Will you give the material below again, every line exactly as it is?

○ ○ ○ ○ ○ ○ ○

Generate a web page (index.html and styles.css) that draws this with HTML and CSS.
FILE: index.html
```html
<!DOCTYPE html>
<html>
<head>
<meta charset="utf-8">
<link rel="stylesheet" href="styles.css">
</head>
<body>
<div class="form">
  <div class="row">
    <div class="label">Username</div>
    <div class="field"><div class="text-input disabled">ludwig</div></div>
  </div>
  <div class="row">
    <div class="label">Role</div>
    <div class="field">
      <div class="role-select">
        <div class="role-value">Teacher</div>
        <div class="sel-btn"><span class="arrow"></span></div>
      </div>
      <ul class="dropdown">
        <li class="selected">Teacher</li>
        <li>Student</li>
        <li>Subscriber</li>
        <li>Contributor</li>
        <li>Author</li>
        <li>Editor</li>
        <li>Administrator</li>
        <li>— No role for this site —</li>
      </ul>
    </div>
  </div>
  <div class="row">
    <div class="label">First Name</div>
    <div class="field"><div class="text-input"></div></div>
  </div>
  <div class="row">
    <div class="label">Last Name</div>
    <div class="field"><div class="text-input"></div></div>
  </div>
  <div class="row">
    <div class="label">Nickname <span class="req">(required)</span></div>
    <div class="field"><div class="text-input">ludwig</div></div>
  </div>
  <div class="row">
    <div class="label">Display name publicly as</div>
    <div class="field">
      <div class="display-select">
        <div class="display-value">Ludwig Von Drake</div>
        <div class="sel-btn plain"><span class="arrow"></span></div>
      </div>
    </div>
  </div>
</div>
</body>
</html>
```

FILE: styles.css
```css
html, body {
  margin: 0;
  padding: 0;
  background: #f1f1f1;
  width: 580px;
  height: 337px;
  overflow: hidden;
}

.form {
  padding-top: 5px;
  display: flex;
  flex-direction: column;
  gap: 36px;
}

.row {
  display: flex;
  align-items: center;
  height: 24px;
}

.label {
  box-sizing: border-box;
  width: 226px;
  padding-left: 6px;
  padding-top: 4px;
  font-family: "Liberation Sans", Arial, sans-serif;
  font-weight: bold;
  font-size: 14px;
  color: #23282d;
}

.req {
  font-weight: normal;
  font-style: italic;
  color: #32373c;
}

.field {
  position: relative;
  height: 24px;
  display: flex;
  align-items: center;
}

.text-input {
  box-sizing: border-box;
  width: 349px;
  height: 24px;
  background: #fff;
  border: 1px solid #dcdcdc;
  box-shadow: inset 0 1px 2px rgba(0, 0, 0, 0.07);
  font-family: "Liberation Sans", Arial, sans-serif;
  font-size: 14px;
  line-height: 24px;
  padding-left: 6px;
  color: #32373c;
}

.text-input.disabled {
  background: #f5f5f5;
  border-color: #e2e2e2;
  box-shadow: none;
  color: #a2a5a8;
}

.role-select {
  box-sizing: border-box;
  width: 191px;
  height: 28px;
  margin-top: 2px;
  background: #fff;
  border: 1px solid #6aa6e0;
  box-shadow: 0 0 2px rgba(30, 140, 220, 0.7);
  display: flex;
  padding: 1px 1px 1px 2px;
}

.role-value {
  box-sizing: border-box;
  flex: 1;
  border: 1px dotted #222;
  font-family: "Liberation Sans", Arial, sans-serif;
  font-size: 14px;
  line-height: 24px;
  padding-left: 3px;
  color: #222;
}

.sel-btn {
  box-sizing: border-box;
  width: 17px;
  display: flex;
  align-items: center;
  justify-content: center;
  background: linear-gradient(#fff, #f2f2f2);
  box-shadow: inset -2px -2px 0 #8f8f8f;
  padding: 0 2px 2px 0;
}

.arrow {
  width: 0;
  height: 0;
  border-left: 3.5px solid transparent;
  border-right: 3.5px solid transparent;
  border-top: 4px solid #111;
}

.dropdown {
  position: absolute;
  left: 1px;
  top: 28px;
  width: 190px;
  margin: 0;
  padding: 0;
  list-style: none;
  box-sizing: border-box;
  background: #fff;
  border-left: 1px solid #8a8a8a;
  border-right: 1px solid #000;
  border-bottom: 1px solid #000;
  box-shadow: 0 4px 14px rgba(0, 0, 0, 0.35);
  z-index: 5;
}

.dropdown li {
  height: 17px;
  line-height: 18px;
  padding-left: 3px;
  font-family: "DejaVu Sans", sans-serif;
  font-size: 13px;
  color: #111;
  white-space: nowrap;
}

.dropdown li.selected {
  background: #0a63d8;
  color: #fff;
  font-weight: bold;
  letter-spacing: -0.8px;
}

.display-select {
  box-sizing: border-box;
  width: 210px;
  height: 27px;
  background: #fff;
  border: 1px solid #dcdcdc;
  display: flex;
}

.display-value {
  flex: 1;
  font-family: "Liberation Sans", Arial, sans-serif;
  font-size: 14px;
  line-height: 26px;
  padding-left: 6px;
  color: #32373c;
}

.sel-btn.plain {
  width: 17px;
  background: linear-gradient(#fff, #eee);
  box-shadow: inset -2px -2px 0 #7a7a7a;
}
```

○ ○ ○ ○ ○ ○ ○

Answer to the problem:
Generate a web page (index.html and styles.css) that draws this with HTML and CSS.
FILE: index.html
```html
<!DOCTYPE html>
<html>
<head>
<meta charset="utf-8">
<link rel="stylesheet" href="styles.css">
</head>
<body>
<div class="form">
  <div class="row">
    <div class="label">Username</div>
    <div class="field"><div class="text-input disabled">ludwig</div></div>
  </div>
  <div class="row">
    <div class="label">Role</div>
    <div class="field">
      <div class="role-select">
        <div class="role-value">Teacher</div>
        <div class="sel-btn"><span class="arrow"></span></div>
      </div>
      <ul class="dropdown">
        <li class="selected">Teacher</li>
        <li>Student</li>
        <li>Subscriber</li>
        <li>Contributor</li>
        <li>Author</li>
        <li>Editor</li>
        <li>Administrator</li>
        <li>— No role for this site —</li>
      </ul>
    </div>
  </div>
  <div class="row">
    <div class="label">First Name</div>
    <div class="field"><div class="text-input"></div></div>
  </div>
  <div class="row">
    <div class="label">Last Name</div>
    <div class="field"><div class="text-input"></div></div>
  </div>
  <div class="row">
    <div class="label">Nickname <span class="req">(required)</span></div>
    <div class="field"><div class="text-input">ludwig</div></div>
  </div>
  <div class="row">
    <div class="label">Display name publicly as</div>
    <div class="field">
      <div class="display-select">
        <div class="display-value">Ludwig Von Drake</div>
        <div class="sel-btn plain"><span class="arrow"></span></div>
      </div>
    </div>
  </div>
</div>
</body>
</html>
```

FILE: styles.css
```css
html, body {
  margin: 0;
  padding: 0;
  background: #f1f1f1;
  width: 580px;
  height: 337px;
  overflow: hidden;
}

.form {
  padding-top: 5px;
  display: flex;
  flex-direction: column;
  gap: 36px;
}

.row {
  display: flex;
  align-items: center;
  height: 24px;
}

.label {
  box-sizing: border-box;
  width: 226px;
  padding-left: 6px;
  padding-top: 4px;
  font-family: "Liberation Sans", Arial, sans-serif;
  font-weight: bold;
  font-size: 14px;
  color: #23282d;
}

.req {
  font-weight: normal;
  font-style: italic;
  color: #32373c;
}

.field {
  position: relative;
  height: 24px;
  display: flex;
  align-items: center;
}

.text-input {
  box-sizing: border-box;
  width: 349px;
  height: 24px;
  background: #fff;
  border: 1px solid #dcdcdc;
  box-shadow: inset 0 1px 2px rgba(0, 0, 0, 0.07);
  font-family: "Liberation Sans", Arial, sans-serif;
  font-size: 14px;
  line-height: 24px;
  padding-left: 6px;
  color: #32373c;
}

.text-input.disabled {
  background: #f5f5f5;
  border-color: #e2e2e2;
  box-shadow: none;
  color: #a2a5a8;
}

.role-select {
  box-sizing: border-box;
  width: 191px;
  height: 28px;
  margin-top: 2px;
  background: #fff;
  border: 1px solid #6aa6e0;
  box-shadow: 0 0 2px rgba(30, 140, 220, 0.7);
  display: flex;
  padding: 1px 1px 1px 2px;
}

.role-value {
  box-sizing: border-box;
  flex: 1;
  border: 1px dotted #222;
  font-family: "Liberation Sans", Arial, sans-serif;
  font-size: 14px;
  line-height: 24px;
  padding-left: 3px;
  color: #222;
}

.sel-btn {
  box-sizing: border-box;
  width: 17px;
  display: flex;
  align-items: center;
  justify-content: center;
  background: linear-gradient(#fff, #f2f2f2);
  box-shadow: inset -2px -2px 0 #8f8f8f;
  padding: 0 2px 2px 0;
}

.arrow {
  width: 0;
  height: 0;
  border-left: 3.5px solid transparent;
  border-right: 3.5px solid transparent;
  border-top: 4px solid #111;
}

.dropdown {
  position: absolute;
  left: 1px;
  top: 28px;
  width: 190px;
  margin: 0;
  padding: 0;
  list-style: none;
  box-sizing: border-box;
  background: #fff;
  border-left: 1px solid #8a8a8a;
  border-right: 1px solid #000;
  border-bottom: 1px solid #000;
  box-shadow: 0 4px 14px rgba(0, 0, 0, 0.35);
  z-index: 5;
}

.dropdown li {
  height: 17px;
  line-height: 18px;
  padding-left: 3px;
  font-family: "DejaVu Sans", sans-serif;
  font-size: 13px;
  color: #111;
  white-space: nowrap;
}

.dropdown li.selected {
  background: #0a63d8;
  color: #fff;
  font-weight: bold;
  letter-spacing: -0.8px;
}

.display-select {
  box-sizing: border-box;
  width: 210px;
  height: 27px;
  background: #fff;
  border: 1px solid #dcdcdc;
  display: flex;
}

.display-value {
  flex: 1;
  font-family: "Liberation Sans", Arial, sans-serif;
  font-size: 14px;
  line-height: 26px;
  padding-left: 6px;
  color: #32373c;
}

.sel-btn.plain {
  width: 17px;
  background: linear-gradient(#fff, #eee);
  box-shadow: inset -2px -2px 0 #7a7a7a;
}
```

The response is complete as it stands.